I guess the Chief did not learn from his mistake, and at least according to this photo, once again administered the oath without a cheat sheet:
According to the articles, the oath was re-administered because of fears that “conspiracy theorists” would continue to believe that Obama’s presidency was not legitimate, a theory that’s been circling on the Internet since the inauguration:
Craig, the White House lawyer, said in a statement Wednesday evening: “We believe the oath of office was administered effectively and that the president was sworn in appropriately yesterday. Yet the oath appears in the Constitution itself. And out of the abundance of caution, because there was one word out of sequence, Chief Justice John Roberts will administer the oath a second time.”
The Constitution is clear about the exact wording of the oath and as a result, some constitutional experts have said that a do-over probably wasn’t necessary but also couldn’t hurt. Two other previous presidents have repeated the oath because of similar issues, Calvin Coolidge and Chester A. Arthur.

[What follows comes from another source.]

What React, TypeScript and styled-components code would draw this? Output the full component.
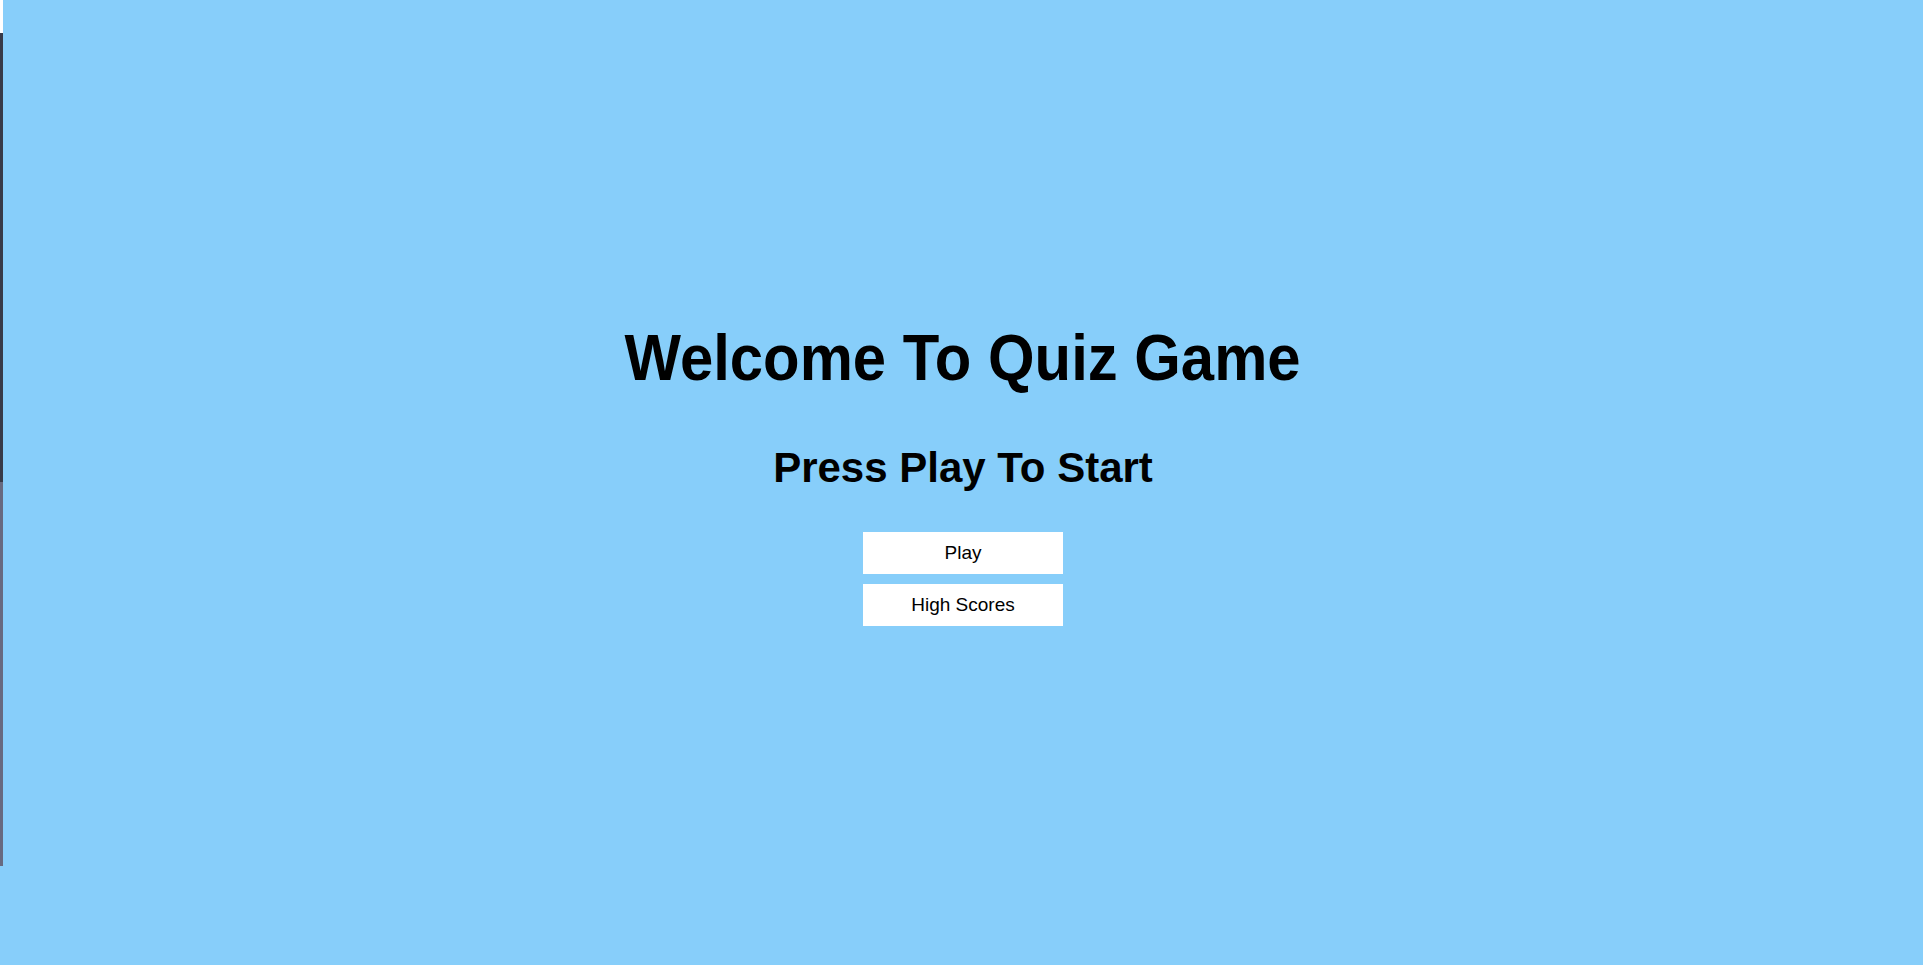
import React from "react";
import styled, { createGlobalStyle } from "styled-components";

const GlobalStyle = createGlobalStyle`
  html, body {
    margin: 0;
    padding: 0;
    background: #ffffff;
  }
  body {
    font-family: "Liberation Sans", Arial, sans-serif;
  }
`;

const Page = styled.div`
  display: flex;
  flex-direction: row;
  width: 100%;
  height: 965px;
  overflow: hidden;
`;

const Edge = styled.div`
  width: 3px;
  flex: 0 0 3px;
  display: flex;
  flex-direction: column;
`;

const EdgePart = styled.div<{ $h?: number; $bg: string }>`
  background: ${(p) => p.$bg};
  ${(p) => (p.$h ? `height: ${p.$h}px; flex: 0 0 ${p.$h}px;` : "flex: 1;")}
`;

const Main = styled.main`
  flex: 1;
  background: #87cefa;
  display: flex;
  flex-direction: column;
  align-items: center;
  padding-top: 322px;
  box-sizing: border-box;
`;

const Title = styled.h1`
  margin: 0;
  font-family: "Liberation Sans", Arial, sans-serif;
  font-weight: 700;
  font-size: 64px;
  line-height: 1.15;
  color: #000;
  transform: scaleX(0.935);
  white-space: nowrap;
`;

const Subtitle = styled.h2`
  margin: 48px 0 0;
  font-family: "Liberation Sans", Arial, sans-serif;
  font-weight: 700;
  font-size: 42px;
  line-height: 1.15;
  color: #000;
  white-space: nowrap;
`;

const Menu = styled.div`
  margin-top: 40px;
  display: flex;
  flex-direction: column;
  gap: 10px;
`;

const MenuButton = styled.button`
  width: 200px;
  height: 42px;
  border: none;
  background: #ffffff;
  color: #000;
  font-family: "Liberation Sans", Arial, sans-serif;
  font-size: 19px;
  padding: 0;
  cursor: pointer;
`;

export default function App() {
  return (
    <>
      <GlobalStyle />
      <Page>
        <Edge>
          <EdgePart $h={33} $bg="#ffffff" />
          <EdgePart $h={449} $bg="#383b48" />
          <EdgePart $h={384} $bg="#676a80" />
          <EdgePart $bg="#87cefa" />
        </Edge>
        <Main>
          <Title>Welcome To Quiz Game</Title>
          <Subtitle>Press Play To Start</Subtitle>
          <Menu>
            <MenuButton>Play</MenuButton>
            <MenuButton>High Scores</MenuButton>
          </Menu>
        </Main>
      </Page>
    </>
  );
}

Article 2, Section 1, Clause 8 of the Constitution states:
“Before he enter on the Execution of his Office, he shall take the following Oath or Affirmation:
“I do solemnly swear (or affirm) that I will faithfully execute the Office of President of the United States, and will to the best of my ability, preserve, protect and defend the Constitution of the United States.”
That sounds to me that, even though the President “becomes” President by operation of law at Noon, before he can take any action as president “enter on the Execution of his Office,” Obama had to take the oath provided for by the Constitution. I think that the Constitution probably doesn’t require a word-for-word recitation of the oath, so long as what was recited recognized that the new president affirms that he will execute the office and preserve, protect, and defend the Constitution. What if the new president were deaf and had to sign the oath? American Sign Language would not necessarily be a word-for-word translation of the oath (unless each letter were spelled out; unlikely). Yet, certainly someone using ASL to take the oath would be considered to be president. Or what about a president who may have a lisp who says “I do tholomy thwear…”? Once again, I’d say that’s no problem. And the Chief Justice’s acceptance of the oath as sufficient likey ends the inquiry. And who would have standing to challenge the inefficacy of the oath?
But whether or not Obama had to re-take the oath, I’m not sure this will have the desired effect. Why? Because conspiracy theorists will continue to question the illegitimacy of the president. Not that they need any help, but here are a few more ideas:
- The President took a variety of executive actions on Tuesday and Wednesday, including nominating cabinet positions. If the Oath was improperly administered, (which the President implicitly admits by re-taking the Oath) aren’t all of those actions legally invalid? And if the invalid actions include the nomination and appointment of, for example, Hillary Clinton as Secretary of State, aren’t all of her subsequent actions as SoS invalid?
- None of this matters anyway because, according to many conspiracy theorists, Obama was not born in the United States, thus he could never be president to begin with.
- How can a guy be president when his chief white house counsel is a guy named “Greg Craig“?